The Port of Los Angeles handled 639,344 Twenty-Foot Equivalent Units (TEUs) in November, down 21% from the same month last year. Overall, it reported handling 7% less cargo in the first 11 months of 2022 vs. last year’s “all-time record.”

November 2022 loaded imports reached 307,080 TEUs, down 24% compared with the prior-year period. Loaded exports came in at 90,116 TEUs, up 9%, and empty containers came in at 242,148 TEUs, down 26% vs. the same month last year.

October cargo volume at the Port was down 25% from the same month in 2021; September and August saw similar drops.

(Photograph Courtesy of Port of Long Beach)

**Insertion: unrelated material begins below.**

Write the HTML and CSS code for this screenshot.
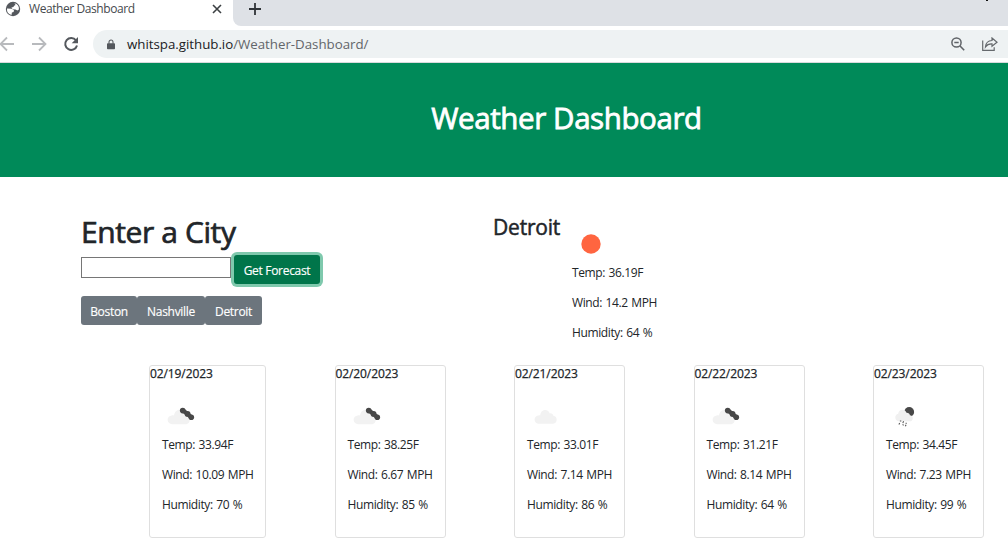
FILE: index.html
```html
<!DOCTYPE html>
<html lang="en">
<head>
<meta charset="utf-8">
<title>Weather Dashboard</title>
<link rel="stylesheet" href="styles.css">
</head>
<body>
<svg class="defs" width="0" height="0">
  <symbol id="broken-clouds" viewBox="0 0 38 38">
    <path fill="#f2f2f2" d="M10.300 26.200a4.400 4.400 0 0 1-.5-8.800c.8-.2 1.700-.1 2.300.1.200-3.400 2.600-5.700 5.400-5.700 2.500 0 4.300 1.500 4.900 3.700l3.600 3.500a4 4 0 0 1-1.500 7.200z"/>
    <path stroke="#484848" stroke-width="4.200" d="M21 12.300l8.500 7"/>
    <g fill="#484848"><circle cx="20.700" cy="12.600" r="2.800"/><circle cx="25.600" cy="15.900" r="2.900"/><circle cx="29.300" cy="19.200" r="2.800"/></g>
  </symbol>
  <symbol id="scattered-clouds" viewBox="0 0 38 38">
    <path fill="#f2f2f2" d="M11.900 25.800a4.200 4.200 0 0 1-.3-8.400c.6-.1 1.100-.1 1.600.1.100-3.200 2.100-5.600 4.800-5.600 2.500 0 4.100 1.500 4.700 3.500 2-.3 3.400.9 3.600 2.300a4.100 4.100 0 0 1-.2 8.100z"/>
  </symbol>
  <symbol id="rain" viewBox="0 0 38 38">
    <circle cx="23.200" cy="13.900" r="4.900" fill="#484848"/>
    <path fill="#f0f0f0" d="M12.500 23.300a3.900 3.900 0 0 1-.3-7.600c.3-2.500 2-4 4.100-4 2 0 3.500 1.100 4.200 3 2-.1 3.300 1 3.400 2.500 3.400 0 3.900 4.700 1 6.100z"/>
    <path stroke="#585858" stroke-width="1.100" fill="none" d="M13.900 23h1.400M17.600 23.200l-.8 1.900M20.400 24.700l-.5 1.200M13.700 25l-.8 1.600M16.600 26.300l1 1M20 26.700l-.6 1.500"/>
  </symbol>
</svg>

<div class="browser">
  <div class="tabstrip">
    <div class="tab">
      <svg class="favicon" viewBox="0 0 16 16"><circle cx="8" cy="8" r="7.200" fill="#54585d"/><path fill="#fff" d="M2 7.600l4.600.1 2.400 1.600-.4 1.800-1.700.3-.4 2.600A6 6 0 0 1 2 7.600zM9.400 2.200A6 6 0 0 1 13.900 8.600l-1.500.9-1.900-1-2.900-.3-1.200-1.700 2-.5.700-1.300 1.500-.6z"/></svg>
      <span class="tab-title">Weather Dashboard</span>
      <svg class="tab-close" viewBox="0 0 10 10"><path d="M1 1l8 8M9 1 1 9" stroke="#3c4043" stroke-width="1.600"/></svg>
    </div>
    <div class="strip-rest">
      <svg class="plus" viewBox="0 0 12 12"><path d="M6 0v12M0 6h12" stroke="#303438" stroke-width="1.800"/></svg>
      <span class="speck"></span>
    </div>
  </div>
  <div class="toolbar">
    <svg class="nav" viewBox="0 0 16 16"><path d="M15 8H2M8 1.500 1.500 8 8 14.500" fill="none" stroke="#b8babd" stroke-width="1.800"/></svg>
    <svg class="nav" viewBox="0 0 16 16"><path d="M1 8h13M8 1.500 14.500 8 8 14.500" fill="none" stroke="#b8babd" stroke-width="1.800"/></svg>
    <svg class="nav" viewBox="0 0 16 16"><path d="M13 4.300A6 6 0 1 0 14 9.500" fill="none" stroke="#54585d" stroke-width="2"/><path d="M15 1v6.300H8.700z" fill="#54585d"/></svg>
    <div class="omnibox">
      <svg class="lock" viewBox="0 0 10 12"><path d="M1 4.500h8q1 0 1 1V11q0 1-1 1H1q-1 0-1-1V5.500q0-1 1-1z" fill="#54585d"/><path d="M2.500 5V3a2.500 2.500 0 0 1 5 0v2" fill="none" stroke="#54585d" stroke-width="1.300"/></svg>
      <span class="url">whitspa.github.io<span class="path">/Weather-Dashboard/</span></span>
      <svg class="lens" viewBox="0 0 14 14"><circle cx="5.500" cy="5.500" r="4.600" fill="none" stroke="#606468" stroke-width="1.500"/><path d="M3.300 5.500h4.400M8.800 8.800l4.400 4.400" stroke="#606468" stroke-width="1.600"/></svg>
      <svg class="share" viewBox="0 0 16 14"><path d="M.7 3.500v9.800h11.500v-3M10 1l5 4.200-5 4V6.800C7 6.600 5 7.600 3.500 9.800 3.800 6 6.200 3.700 10 3.500z" fill="none" stroke="#65696d" stroke-width="1.200"/></svg>
    </div>
  </div>
</div>

<header class="hero"><h1 class="hero-title">Weather Dashboard</h1></header>

<main>
  <section class="top">
    <div class="search">
      <h1 class="search-title">Enter a City</h1>
      <div class="search-row">
        <input class="city-input" type="text" aria-label="City">
        <button class="btn go">Get Forecast</button>
      </div>
      <div class="history">
        <button class="btn past b1">Boston</button><button class="btn past b2">Nashville</button><button class="btn past b3">Detroit</button>
      </div>
    </div>
    <h2 class="city">Detroit</h2>
    <div class="current">
      <svg class="sun" viewBox="0 0 38 38"><circle cx="19" cy="19" r="9.700" fill="#ff6540"/></svg>
      <p>Temp: 36.19F</p>
      <p>Wind: 14.2 MPH</p>
      <p>Humidity: 64 %</p>
    </div>
  </section>

  <section class="forecast">
    <article class="card wide">
      <h5 class="date">02/19/2023</h5>
      <div class="body"><svg class="icon"><use href="#broken-clouds"/></svg><p>Temp: 33.94F</p><p>Wind: 10.09 MPH</p><p>Humidity: 70 %</p></div>
    </article>
    <article class="card">
      <h5 class="date">02/20/2023</h5>
      <div class="body"><svg class="icon"><use href="#broken-clouds"/></svg><p>Temp: 38.25F</p><p>Wind: 6.67 MPH</p><p>Humidity: 85 %</p></div>
    </article>
    <article class="card">
      <h5 class="date">02/21/2023</h5>
      <div class="body"><svg class="icon"><use href="#scattered-clouds"/></svg><p>Temp: 33.01F</p><p>Wind: 7.14 MPH</p><p>Humidity: 86 %</p></div>
    </article>
    <article class="card">
      <h5 class="date">02/22/2023</h5>
      <div class="body"><svg class="icon"><use href="#broken-clouds"/></svg><p>Temp: 31.21F</p><p>Wind: 8.14 MPH</p><p>Humidity: 64 %</p></div>
    </article>
    <article class="card">
      <h5 class="date">02/23/2023</h5>
      <div class="body"><svg class="icon"><use href="#rain"/></svg><p>Temp: 34.45F</p><p>Wind: 7.23 MPH</p><p>Humidity: 99 %</p></div>
    </article>
  </section>
</main>
</body>
</html>
```
FILE: styles.css
```css
* { box-sizing: border-box; }
body { margin: 0; width: 1008px; height: 559px; overflow: hidden; background: #fff; color: #212529; font: 12px/18px "Open Sans", "Noto Sans", sans-serif; }
h1, h2, h5, p { margin: 0; }
svg { display: block; flex: none; }
.defs { display: none; }

.browser { height: 63px; background: #fff; border-bottom: 1px solid #d8dadd; }
.tabstrip { display: flex; height: 26px; background: #fff; }
.tab { display: flex; width: 233px; height: 18px; align-items: center; padding-left: 5px; }
.favicon { width: 16px; height: 16px; }
.tab-title { width: 182px; margin-left: 8px; color: #45494d; letter-spacing: -.42px; white-space: nowrap; }
.tab-close { width: 10px; height: 10px; margin-left: 1px; }
.strip-rest { display: flex; flex: 1; justify-content: space-between; padding: 3px 20px 0 16px; background: #dee1e6; border-bottom-left-radius: 8px; }
.plus { width: 12px; height: 12px; }
.speck { width: 2px; height: 1px; margin-top: -3px; background: #111; }
.toolbar { display: flex; height: 36px; align-items: center; }
.nav { width: 16px; height: 16px; margin-left: -1px; }
.nav + .nav { margin-left: 16px; }
.omnibox { display: flex; flex: 1; height: 28px; align-items: center; margin-left: 14px; padding-left: 14px; background: #eef2f3; border-radius: 14px 0 0 14px; }
.lock { width: 8px; height: 11px; }
.url { flex: 1; margin-left: 12px; color: #202124; font-size: 13.300px; letter-spacing: -.02px; white-space: nowrap; }
.path { color: #62666a; }
.lens { width: 14px; height: 14px; margin-right: 17px; }
.share { width: 16px; height: 14px; margin-right: 10px; }

.hero { height: 114px; padding: 37px 0 0 125px; background: #008a59; color: #fff; text-align: center; }
.hero-title { font-size: 29.500px; font-weight: 400; line-height: 36px; letter-spacing: -.4px; -webkit-text-stroke: .8px; }

.top { display: flex; height: 188px; padding-left: 81px; }
.search { width: 412px; padding-top: 37px; }
.search-title { font-size: 30px; font-weight: 400; line-height: 36px; letter-spacing: -.4px; -webkit-text-stroke: .7px; }
.search-row { display: flex; height: 32px; margin-top: 5px; gap: 3px; }
.city-input { width: 150px; height: 21px; margin-top: 2px; padding: 1px; background: #fff; border: 1px solid #767676; outline: 0; }
.btn { height: 29px; padding: 3px 0 0; border: 0; border-radius: 3px; background: #6c757d; color: #fff; font: inherit; letter-spacing: -.3px; text-align: center; white-space: nowrap; -webkit-text-stroke: .15px; }
.go { width: 86px; background: #00754a; box-shadow: 0 0 0 3px #7fc9ad; }
.history { display: flex; margin-top: 9px; }
.b1 { width: 56px; }
.b2 { width: 68px; }
.b3 { width: 57px; }
.city { width: 79px; padding-top: 37px; font-size: 21px; font-weight: 400; line-height: 26px; letter-spacing: -.2px; -webkit-text-stroke: .5px; }
.current { padding-top: 48px; }
.sun { width: 38px; height: 38px; margin-bottom: 1px; }
p { height: 18px; margin-bottom: 12px; letter-spacing: -.38px; word-spacing: .8px; white-space: nowrap; }

.forecast { display: flex; justify-content: space-between; padding: 0 24px 0 149px; }
.card { width: 111px; height: 173px; border: 1px solid #dfdfdf; border-radius: 3px; }
.wide { width: 117px; }
.date { height: 17px; font-size: 12px; font-weight: 400; line-height: 16px; letter-spacing: -.1px; -webkit-text-stroke: .25px; }
.body { padding: 15px 12px 0; }
.icon { width: 38px; height: 38px; }
```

Trade moving through the Port of Long Beach lightened in November “amid reduced orders from retailers, full warehouses, vessel transfers between the San Pedro Bay ports, and goods shifted toward seaports along the East and Gulf coasts,” the Port reported on Dec. 14.

Dockworkers and terminal operators, it said, moved 588,742 TEUs last month, falling 21% from November 2021. Imports dropped 28.4% to 259,442 TEUs, while exports increased 13.8% to 124,988 TEUs. Empty containers decreased 25.2% to 204,313 TEUs.

The Port of Long Beach experienced a similar decline in October. It reported moving 658,428 TEUs of cargo for the month, down 16.6% from the year-ago period.

During the first 11 months of 2022, the Port reported moving 8,589,553 TEUs, a 0.5% decline from the same period in 2021, which was Port’s strongest year on record. In 2021, it logged 1.44 million TEUs of loaded exports, and through the first 11 months of 2022, nearly 1.3 million TEUs.

“While some import volume has shifted to other gateways, we are confident that a good portion of it will return to the San Pedro Bay,” Port of Long Beach Executive Director Mario Cordero said. “As we move toward normalization of the supply chain, it’s time to refocus our efforts on engaging in sustainable and transformative operations that will secure our place as a leader in trans-Pacific trade.”

The Port noted that spending is stronger heading into the end of the year, according to economists, “as consumers pivot away from dining out, live entertainment and other services toward purchasing goods for the holiday season.”

At the San Pedro Bay port complex, long-dwelling containers have been reduced by more than 90% since the end of October 2021, when the ports of Long Beach and Los Angeles initiated a Congestion Dwell Fee, the Port of Long Beach reported. “Although the fee has not been assessed,” the Port said, “it has incentivized shippers to remove long-dwelling import containers from terminals.”